Had to go with Luther, through comparison of his legion I find him the most interesting


----------



## theurge33 (Apr 4, 2012)

Cowlicker16 said:


> Had to go with Luther, through comparison of his legion I find him the most interesting


 
A Very charasmatic choice. Though non-full astartes, the respect he has within his legion was pretty legit.


----------



## clever handle (Dec 14, 2009)

Kor Phaeron is also not a full astartes.

Even though Kharn wasn't a "1st captain" I believe he became Angron's Equiry after he was the only member of the World Eaters to stand up to Angron's fury. The marked change in his character you see (only in passing...) throughout the stories in which he takes part is very effective.

He starts calm & diplomatic in the short story where he calms Angron, at the conclave of traitor marines (found in an earlier book, yet chronologically later) you meet him and he is a bit more brash. Later, in a different short story he is fighting to overcome the changes wrought on him by Angron & their descent down the path of the blood god (this is the story where he is interogating a SW prisoner)


----------



## Iron Within (Mar 15, 2008)

I have to go with Kharn. I love what I've seen of him so far. He alone has made me want to make a World Eaters army.


----------



## Sacred Feth (Jan 13, 2011)

Despite us knowing very little of him at this point, out of that list I would choose Sevatar.


----------



## gatorgav (Feb 6, 2009)

Awesome list. You know it's cool to see the names of all the first captains lined up like this. So many infamous characters, so many cool characters. Men who held their legions together and men who led them to ruin. I had to vote for Sevatar, though Kharn was a close second. It seems in a lot of ways both formed the backbone of their respective legions in the face of Primarchs who were less than stable.


----------



## soonergold (Mar 9, 2011)

Kaghlan said:


> Tarvitz is an intriguing character, but not a first captain (tenth company rather).

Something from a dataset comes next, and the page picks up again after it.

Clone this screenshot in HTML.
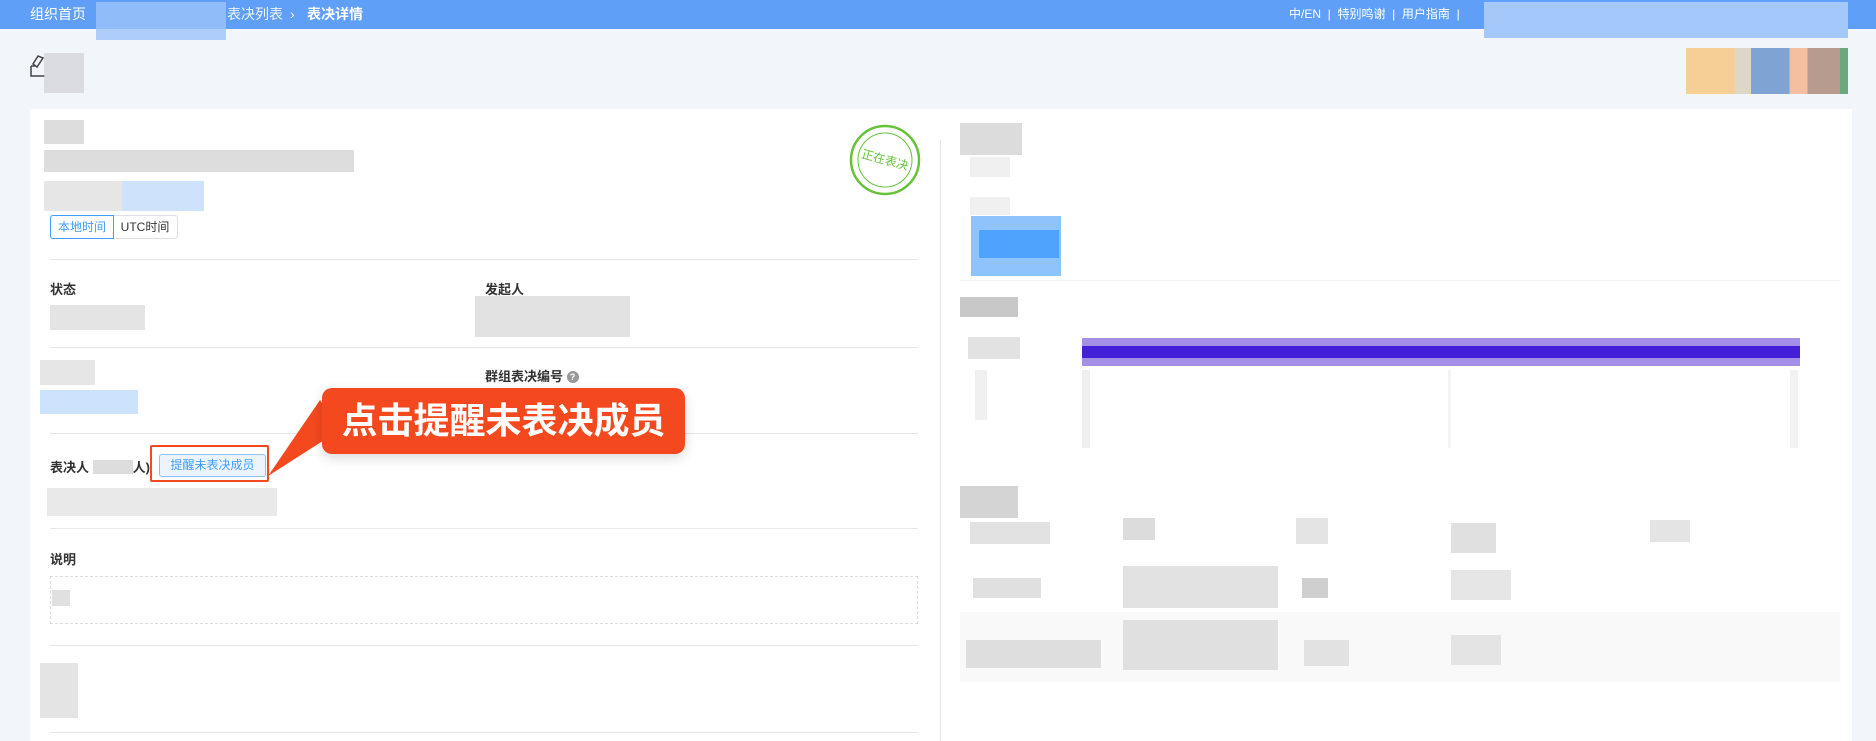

Wasn't he listed as first captain Galaxy and Flight? Which always confused me, so what is the take? I like Saul as the first captain, just certain EC elements don't make that necessarily ranking.


----------



## Vociferous Noun (Aug 5, 2012)

I would definitely love to read more about Pre-frothing mindless maniac- Kharn. He seemed very nuanced. The short insight we get into his character before his transformation is very intriguing.

He seemed like the model Astartes.


----------